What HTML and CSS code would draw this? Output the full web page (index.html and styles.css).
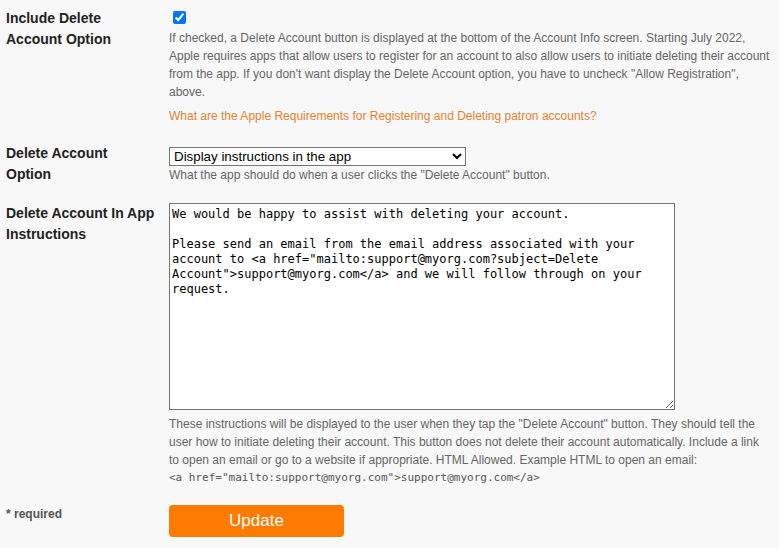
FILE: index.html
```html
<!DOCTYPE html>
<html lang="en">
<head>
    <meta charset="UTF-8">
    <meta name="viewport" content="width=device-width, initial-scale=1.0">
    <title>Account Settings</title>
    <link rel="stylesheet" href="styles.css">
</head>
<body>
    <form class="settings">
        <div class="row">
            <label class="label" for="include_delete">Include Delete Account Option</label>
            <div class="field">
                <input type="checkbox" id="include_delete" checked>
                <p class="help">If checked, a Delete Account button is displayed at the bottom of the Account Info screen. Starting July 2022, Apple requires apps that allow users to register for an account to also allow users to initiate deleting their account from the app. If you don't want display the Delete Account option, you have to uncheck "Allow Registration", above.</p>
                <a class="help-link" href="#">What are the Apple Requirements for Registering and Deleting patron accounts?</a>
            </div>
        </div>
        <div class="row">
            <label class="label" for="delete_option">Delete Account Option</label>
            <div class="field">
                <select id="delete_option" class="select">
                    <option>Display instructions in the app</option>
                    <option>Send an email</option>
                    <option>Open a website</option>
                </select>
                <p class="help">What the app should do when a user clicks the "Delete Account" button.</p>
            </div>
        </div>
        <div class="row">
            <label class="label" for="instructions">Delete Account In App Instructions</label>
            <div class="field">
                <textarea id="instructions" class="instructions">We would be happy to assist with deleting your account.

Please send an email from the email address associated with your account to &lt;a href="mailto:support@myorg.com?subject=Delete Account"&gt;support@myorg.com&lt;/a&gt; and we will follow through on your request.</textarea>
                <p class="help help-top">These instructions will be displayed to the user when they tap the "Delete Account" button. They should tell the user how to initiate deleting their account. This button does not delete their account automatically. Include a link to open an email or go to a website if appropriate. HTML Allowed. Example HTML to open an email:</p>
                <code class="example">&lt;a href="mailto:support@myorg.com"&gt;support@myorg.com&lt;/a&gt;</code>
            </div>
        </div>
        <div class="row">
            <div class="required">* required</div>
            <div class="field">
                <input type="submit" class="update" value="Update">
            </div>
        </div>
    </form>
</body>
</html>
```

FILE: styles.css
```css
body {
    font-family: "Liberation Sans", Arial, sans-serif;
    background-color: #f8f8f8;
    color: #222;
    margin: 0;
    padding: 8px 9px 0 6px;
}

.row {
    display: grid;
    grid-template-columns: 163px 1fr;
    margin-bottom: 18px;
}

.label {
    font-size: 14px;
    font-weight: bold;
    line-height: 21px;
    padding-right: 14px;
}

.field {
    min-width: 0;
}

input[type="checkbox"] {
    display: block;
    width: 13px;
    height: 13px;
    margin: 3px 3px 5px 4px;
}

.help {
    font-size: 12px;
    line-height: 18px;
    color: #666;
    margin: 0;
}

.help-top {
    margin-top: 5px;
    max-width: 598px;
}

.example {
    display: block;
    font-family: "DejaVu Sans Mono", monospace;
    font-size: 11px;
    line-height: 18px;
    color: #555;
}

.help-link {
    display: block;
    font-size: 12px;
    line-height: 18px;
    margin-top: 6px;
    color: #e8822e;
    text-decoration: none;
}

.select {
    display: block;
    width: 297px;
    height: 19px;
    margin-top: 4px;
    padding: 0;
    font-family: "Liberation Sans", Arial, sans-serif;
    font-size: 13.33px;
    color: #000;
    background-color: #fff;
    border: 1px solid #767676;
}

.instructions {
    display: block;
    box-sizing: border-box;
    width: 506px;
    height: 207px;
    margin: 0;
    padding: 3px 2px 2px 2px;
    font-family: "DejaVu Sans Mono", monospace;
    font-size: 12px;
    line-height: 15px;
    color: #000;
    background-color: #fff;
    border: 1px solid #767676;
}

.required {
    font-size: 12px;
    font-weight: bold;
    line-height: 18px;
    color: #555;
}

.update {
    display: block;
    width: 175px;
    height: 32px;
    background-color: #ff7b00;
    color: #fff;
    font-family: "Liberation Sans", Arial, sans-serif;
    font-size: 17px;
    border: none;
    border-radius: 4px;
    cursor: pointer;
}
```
####
Description of the task:
Your task is to repeat the material above exactly, without its pictures.

Output:
What HTML and CSS code would draw this? Output the full web page (index.html and styles.css).
FILE: index.html
```html
<!DOCTYPE html>
<html lang="en">
<head>
    <meta charset="UTF-8">
    <meta name="viewport" content="width=device-width, initial-scale=1.0">
    <title>Account Settings</title>
    <link rel="stylesheet" href="styles.css">
</head>
<body>
    <form class="settings">
        <div class="row">
            <label class="label" for="include_delete">Include Delete Account Option</label>
            <div class="field">
                <input type="checkbox" id="include_delete" checked>
                <p class="help">If checked, a Delete Account button is displayed at the bottom of the Account Info screen. Starting July 2022, Apple requires apps that allow users to register for an account to also allow users to initiate deleting their account from the app. If you don't want display the Delete Account option, you have to uncheck "Allow Registration", above.</p>
                <a class="help-link" href="#">What are the Apple Requirements for Registering and Deleting patron accounts?</a>
            </div>
        </div>
        <div class="row">
            <label class="label" for="delete_option">Delete Account Option</label>
            <div class="field">
                <select id="delete_option" class="select">
                    <option>Display instructions in the app</option>
                    <option>Send an email</option>
                    <option>Open a website</option>
                </select>
                <p class="help">What the app should do when a user clicks the "Delete Account" button.</p>
            </div>
        </div>
        <div class="row">
            <label class="label" for="instructions">Delete Account In App Instructions</label>
            <div class="field">
                <textarea id="instructions" class="instructions">We would be happy to assist with deleting your account.

Please send an email from the email address associated with your account to &lt;a href="mailto:support@myorg.com?subject=Delete Account"&gt;support@myorg.com&lt;/a&gt; and we will follow through on your request.</textarea>
                <p class="help help-top">These instructions will be displayed to the user when they tap the "Delete Account" button. They should tell the user how to initiate deleting their account. This button does not delete their account automatically. Include a link to open an email or go to a website if appropriate. HTML Allowed. Example HTML to open an email:</p>
                <code class="example">&lt;a href="mailto:support@myorg.com"&gt;support@myorg.com&lt;/a&gt;</code>
            </div>
        </div>
        <div class="row">
            <div class="required">* required</div>
            <div class="field">
                <input type="submit" class="update" value="Update">
            </div>
        </div>
    </form>
</body>
</html>
```

FILE: styles.css
```css
body {
    font-family: "Liberation Sans", Arial, sans-serif;
    background-color: #f8f8f8;
    color: #222;
    margin: 0;
    padding: 8px 9px 0 6px;
}

.row {
    display: grid;
    grid-template-columns: 163px 1fr;
    margin-bottom: 18px;
}

.label {
    font-size: 14px;
    font-weight: bold;
    line-height: 21px;
    padding-right: 14px;
}

.field {
    min-width: 0;
}

input[type="checkbox"] {
    display: block;
    width: 13px;
    height: 13px;
    margin: 3px 3px 5px 4px;
}

.help {
    font-size: 12px;
    line-height: 18px;
    color: #666;
    margin: 0;
}

.help-top {
    margin-top: 5px;
    max-width: 598px;
}

.example {
    display: block;
    font-family: "DejaVu Sans Mono", monospace;
    font-size: 11px;
    line-height: 18px;
    color: #555;
}

.help-link {
    display: block;
    font-size: 12px;
    line-height: 18px;
    margin-top: 6px;
    color: #e8822e;
    text-decoration: none;
}

.select {
    display: block;
    width: 297px;
    height: 19px;
    margin-top: 4px;
    padding: 0;
    font-family: "Liberation Sans", Arial, sans-serif;
    font-size: 13.33px;
    color: #000;
    background-color: #fff;
    border: 1px solid #767676;
}

.instructions {
    display: block;
    box-sizing: border-box;
    width: 506px;
    height: 207px;
    margin: 0;
    padding: 3px 2px 2px 2px;
    font-family: "DejaVu Sans Mono", monospace;
    font-size: 12px;
    line-height: 15px;
    color: #000;
    background-color: #fff;
    border: 1px solid #767676;
}

.required {
    font-size: 12px;
    font-weight: bold;
    line-height: 18px;
    color: #555;
}

.update {
    display: block;
    width: 175px;
    height: 32px;
    background-color: #ff7b00;
    color: #fff;
    font-family: "Liberation Sans", Arial, sans-serif;
    font-size: 17px;
    border: none;
    border-radius: 4px;
    cursor: pointer;
}
```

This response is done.